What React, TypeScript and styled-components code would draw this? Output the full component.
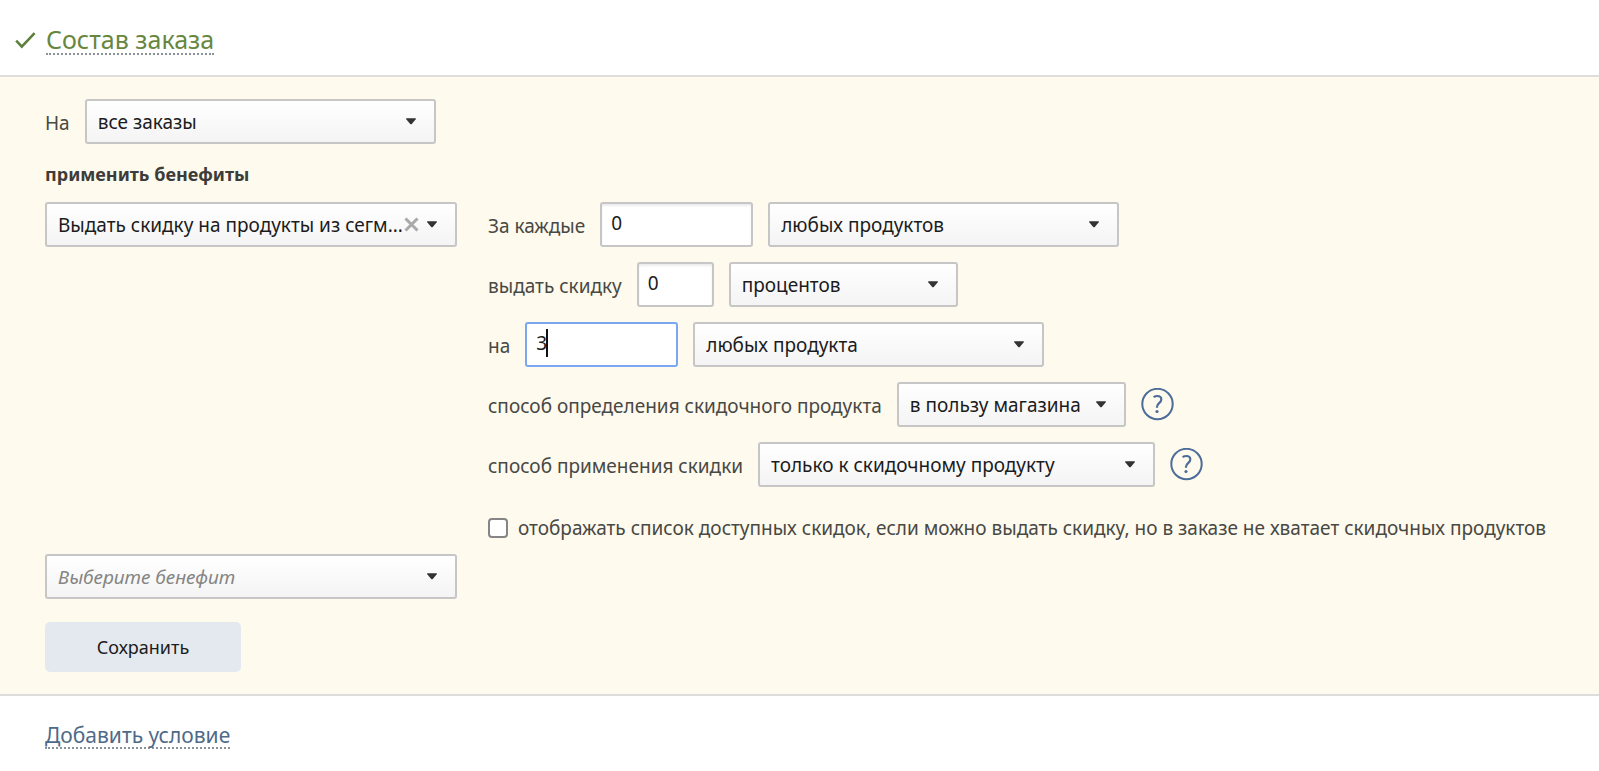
import React, { useState } from "react";
import styled, { createGlobalStyle } from "styled-components";

const GlobalStyle = createGlobalStyle`
  *, *::before, *::after { box-sizing: border-box; }
  body {
    margin: 0;
    background: #fff;
    color: #484844;
    font: 19px/24px "Noto Sans", "Open Sans", sans-serif;
  }
  button, input, select { font: inherit; margin: 0; }
`;

const Header = styled.header`
  display: flex;
  align-items: center;
  gap: 10px;
  padding: 25px 15px 20px;
`;

const Heading = styled.h1`
  margin: 0;
  font-size: 25px;
  line-height: 28px;
  font-weight: 400;
`;

const DashedLink = styled.a<{ $color: string }>`
  display: inline-block;
  color: ${(p) => p.$color};
  border-bottom: 2px dotted #8b9299;
  text-decoration: none;
`;

const Panel = styled.form`
  display: flex;
  flex-direction: column;
  padding: 22px 45px 22px;
  background: #fefaed;
  border: solid #dddddb;
  border-width: 2px 0;
`;

const Row = styled.div`
  display: flex;
  align-items: center;
  gap: 15px;
`;

const Subtitle = styled.h2`
  margin: 18px 0 16px;
  font-size: 18px;
  line-height: 24px;
  font-weight: 700;
  color: #3c3c3a;
`;

const Benefit = styled.div`
  display: grid;
  grid-template-columns: 412px minmax(0, 1fr);
  column-gap: 31px;
  align-items: start;
`;

const Fields = styled.div`
  display: flex;
  flex-direction: column;
  gap: 15px;
`;

const Label = styled.label`
  white-space: nowrap;
  padding-top: 2px;
`;

const SelectWrap = styled.div<{ $width: number }>`
  position: relative;
  flex: none;
  width: ${(p) => p.$width}px;
`;

const SelectBox = styled.select<{ $empty?: boolean }>`
  appearance: none;
  display: block;
  width: 100%;
  height: 45px;
  padding: 0 11px;
  border: 2px solid #c6c6c6;
  border-radius: 3px;
  background: linear-gradient(#ffffff, #f4f4f5);
  color: ${(p) => (p.$empty ? "#858583" : "#1c1c1c")};
  font-style: ${(p) => (p.$empty ? "italic" : "normal")};
  outline: none;
`;

const Caret = styled.svg`
  position: absolute;
  top: 19px;
  right: 20px;
  width: 10px;
  height: 7px;
  fill: #333;
  pointer-events: none;
`;

const Clear = styled.button`
  position: absolute;
  top: 15px;
  right: 38px;
  display: flex;
  padding: 0;
  border: 0;
  background: none;
`;

const NumberWrap = styled.div<{ $width: number; $active?: boolean }>`
  position: relative;
  flex: none;
  width: ${(p) => p.$width}px;
  &::after {
    content: "";
    display: ${(p) => (p.$active ? "block" : "none")};
    position: absolute;
    top: 7px;
    left: 21px;
    width: 2px;
    height: 28px;
    background: #111;
  }
`;

const NumberInput = styled.input<{ $active?: boolean }>`
  display: block;
  width: 100%;
  height: 45px;
  padding: 0 9px 3px;
  border: 2px solid ${(p) => (p.$active ? "#7ba7f0" : "#c6c6c6")};
  border-radius: 3px;
  background: #fff;
  box-shadow: ${(p) => (p.$active ? "none" : "inset 0 2px 2px #ececec")};
  color: #1c1c1c;
  outline: none;
`;

const Help = styled.button`
  display: flex;
  padding: 0;
  border: 0;
  background: none;
`;

const CheckRow = styled.label`
  display: flex;
  align-items: center;
  gap: 10px;
  margin: 14px 0;
  white-space: nowrap;
`;

const Checkbox = styled.input`
  appearance: none;
  flex: none;
  width: 20px;
  height: 20px;
  border: 2px solid #858585;
  border-radius: 4px;
  background: #fff;
  &:checked { background: #4c6c99; }
`;

const Save = styled.button`
  align-self: flex-start;
  width: 196px;
  height: 50px;
  margin-top: 23px;
  padding: 0;
  border: 0;
  border-radius: 5px;
  background: #e4e9ef;
  color: #1c1c1c;
  font-size: 18px;
`;

const Footer = styled.footer`
  padding: 27px 45px 20px;
  font-size: 21px;
`;

type SelectProps = { id: string; width: number; options: string[]; name?: string; empty?: boolean; clearable?: boolean };

function Select({ id, width, options, name, empty, clearable }: SelectProps) {
  return (
    <SelectWrap $width={width}>
      <SelectBox id={id} aria-label={name} $empty={empty}>
        {options.map((o) => <option key={o}>{o}</option>)}
      </SelectBox>
      {clearable && (
        <Clear type="button" aria-label="Очистить">
          <svg width="15" height="15" viewBox="0 0 15 15" stroke="#a9a9a9" strokeWidth="3">
            <path d="M1.5 1.5l12 12M13.5 1.5l-12 12" />
          </svg>
        </Clear>
      )}
      <Caret viewBox="0 0 11 7"><path d="M.5 0h10q.6.3.2.9L6.4 6.2q-.9.9-1.8 0L.3.9Q-.1.3.5 0z" /></Caret>
    </SelectWrap>
  );
}

type NumberProps = { id: string; width: number; initial: string; active?: boolean };

function NumberField({ id, width, initial, active }: NumberProps) {
  const [value, setValue] = useState(initial);
  return (
    <NumberWrap $width={width} $active={active}>
      <NumberInput id={id} $active={active} inputMode="numeric" value={value} onChange={(e) => setValue(e.target.value)} />
    </NumberWrap>
  );
}

function HelpButton() {
  return (
    <Help type="button" aria-label="Справка">
      <svg width="33" height="33" viewBox="0 0 33 33" fill="none" stroke="#4c6c99" strokeWidth="2">
        <circle cx="16.5" cy="16" r="15.2" />
        <path d="M12.6 9.1c1.2-.8 2.4-1.1 3.7-1.1 2.5 0 4 1.3 4 3.4 0 3.6-4.3 3.7-4.3 7.3v1" strokeWidth="2.2" />
        <circle cx="16" cy="23.5" r="1.6" fill="#4c6c99" stroke="none" />
      </svg>
    </Help>
  );
}

export default function App() {
  return (
    <>
      <GlobalStyle />
      <Header>
        <svg width="21" height="17" viewBox="0 0 21 17" fill="none" stroke="#5d7f3c" strokeWidth="2.6">
          <path d="M1.2 8.6l5.6 6L19.6 1.2" />
        </svg>
        <Heading><DashedLink href="#order" $color="#67873f">Состав заказа</DashedLink></Heading>
      </Header>
      <Panel>
        <Row>
          <Label htmlFor="orders">На</Label>
          <Select id="orders" width={351} options={["все заказы"]} />
        </Row>
        <Subtitle>применить бенефиты</Subtitle>
        <Benefit>
          <Select id="benefit" name="Бенефит" width={412} options={["Выдать скидку на продукты из сегм..."]} clearable />
          <Fields>
            <Row>
              <Label htmlFor="every">За каждые</Label>
              <NumberField id="every" width={153} initial="0" />
              <Select id="everyOf" name="Продукты" width={351} options={["любых продуктов"]} />
            </Row>
            <Row>
              <Label htmlFor="amount">выдать скидку</Label>
              <NumberField id="amount" width={77} initial="0" />
              <Select id="unit" name="Единица скидки" width={229} options={["процентов"]} />
            </Row>
            <Row>
              <Label htmlFor="count">на</Label>
              <NumberField id="count" width={153} initial="3" active />
              <Select id="countOf" name="Скидочные продукты" width={351} options={["любых продукта"]} />
            </Row>
            <Row>
              <Label htmlFor="choice">способ определения скидочного продукта</Label>
              <Select id="choice" width={229} options={["в пользу магазина"]} />
              <HelpButton />
            </Row>
            <Row>
              <Label htmlFor="method">способ применения скидки</Label>
              <Select id="method" width={397} options={["только к скидочному продукту"]} />
              <HelpButton />
            </Row>
            <CheckRow>
              <Checkbox type="checkbox" />
              отображать список доступных скидок, если можно выдать скидку, но в заказе не хватает скидочных продуктов
            </CheckRow>
          </Fields>
        </Benefit>
        <Select id="next" name="Следующий бенефит" width={412} options={["Выберите бенефит"]} empty />
        <Save type="button">Сохранить</Save>
      </Panel>
      <Footer><DashedLink href="#add" $color="#4f6a88">Добавить условие</DashedLink></Footer>
    </>
  );
}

________________

- Written instruction:
Provide the number of lines containing the string "components", with no other output.

- Written response:
2